26/07/2025
HOW OUR ENGLISH PROBLEM STARTED: A Naija Linguistic Safari
By Thomas Danjuma Abu
Once upon a compound, somewhere between a barbing salon and a bending corner, Nigeria took English, turned it upside down, added stew, and served it with grammar rice. And that, dear compatriots, was how our English problem started.
Let’s not pretend. The British came, dropped English like it was pure gold, and left. The Americans came after, swagging it up. But Nigerians? We looked at both, squinted, and said, “This grammar too dry, make we add pepe.”
And add pepper, we did.
Take a simple word like “Extreme.”
– British: Extreme
– American: End
– Nigeria: Extreme end — because why end something simply when you can end it extremely?
Or how about “Shorts”?
– British: Knicker
– American: Short
– Nigeria: Short knicker — clarity is power, my brother. We need double confirmation that the knicker is indeed short.
Then there’s our mighty “Barbing salon.”
You see, the British say Salon. The Americans? Barbershop.
But in Nigeria, we enter Barbing salon. Don’t argue. No barb, no beauty.
Someone once asked: “Why ‘barbing’? Barber is a noun!”
Answer? “Because we dey do action there na! Barbing is continuous.”
The Philosophical Depth?
This isn’t just English remixing. It’s Linguistic Rebellion. It is Nigeria reminding the world that language is living, and if it's alive, then it must dance azonto when it enters our borders.
Let’s take more strolls through the valley of Naija Phonetics:
The Wisdom in Our Madness
“So therefore…”
Double transition. Double emphasis. Philosophical principle: "To reach conclusion, you must pass two gates."
“From now henceforth…”
Temporal reinforcement. We don’t want you to forget when. One ‘now’ is time. ‘Henceforth’ is forever. Combine both — it's eternity in action.
“Still yet…”
Two negatives don’t make a positive in maths, but in Naija English, two confirmations make your statement unchallengeable.
“Reverse back…”
Because if you just reverse, how do we know you went back? The word 'back' is the insurance policy.
“Should in case…”
This is Nigerian caution. You’re not just preparing for the worst — you’re preparing in case the worst has a cousin.
“Tell me the reason why…”
We don’t do vague inquiries. We want the reason AND the why. That’s epistemology, my friend — the theory of knowing why you know what you know.
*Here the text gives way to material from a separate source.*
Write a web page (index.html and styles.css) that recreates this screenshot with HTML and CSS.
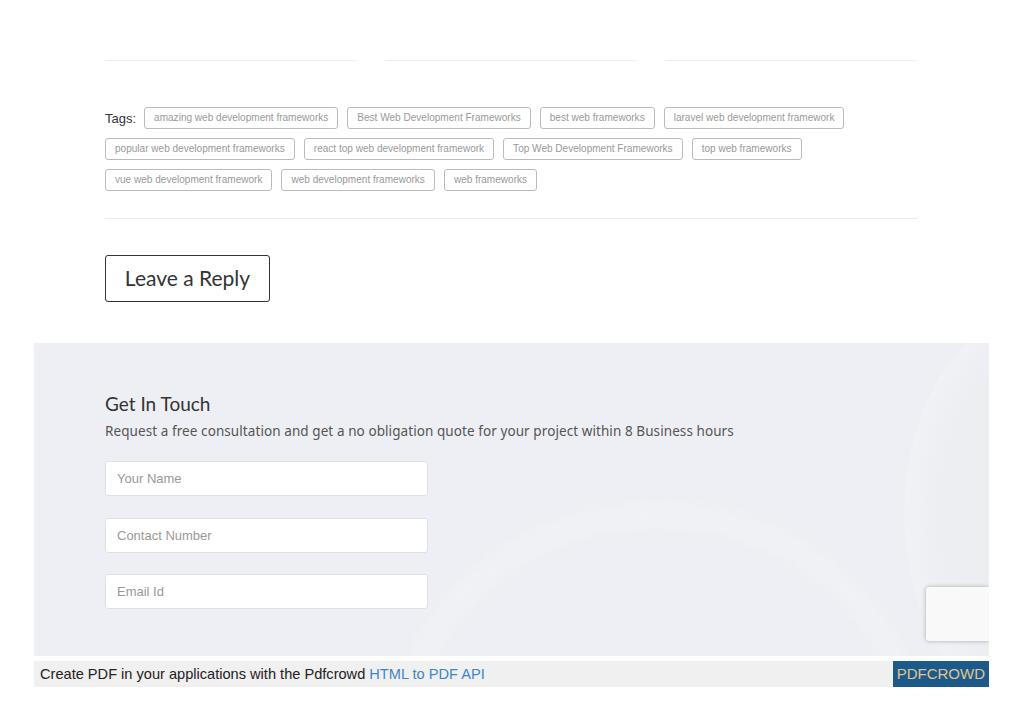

Deep Grammar, Deep Culture
These aren’t just grammar errors. They are expressions of our national personality. Nigerians love:
Emphasis
Redundancy (for assurance)
Rhythmic speech
A touch of drama
We are a people of expression. That’s why when you go to the market and someone says, “That one is costful!” — it makes perfect sense. Why say ‘expensive’ when you can invent ‘costful’? It’s logical. It’s poetic. It’s Naija.
The Moral of This English Wahala
Language evolves. And in Nigeria, it mutates, marries Yoruba, borrows Hausa, sits with Igbo, and then graduates with a 2:1 from University of Benin.
Our English is not broken. It’s bespoke. Custom-tailored for every occasion — from sermons to school to street fights.
Let no one shame us. We are the Original English Speakers.
Where others pause, we reverse back.
Where others explain, we tell the reason why.
Where others end, we go to the extreme end.
As we say in Nigeria:
“Make I no talk too much, before I bend this corner and reverse back. Still yet, sha… just reason am.”
Laughter is the highest form of philosophy — and in Nigeria, we speak it fluently… in English remix.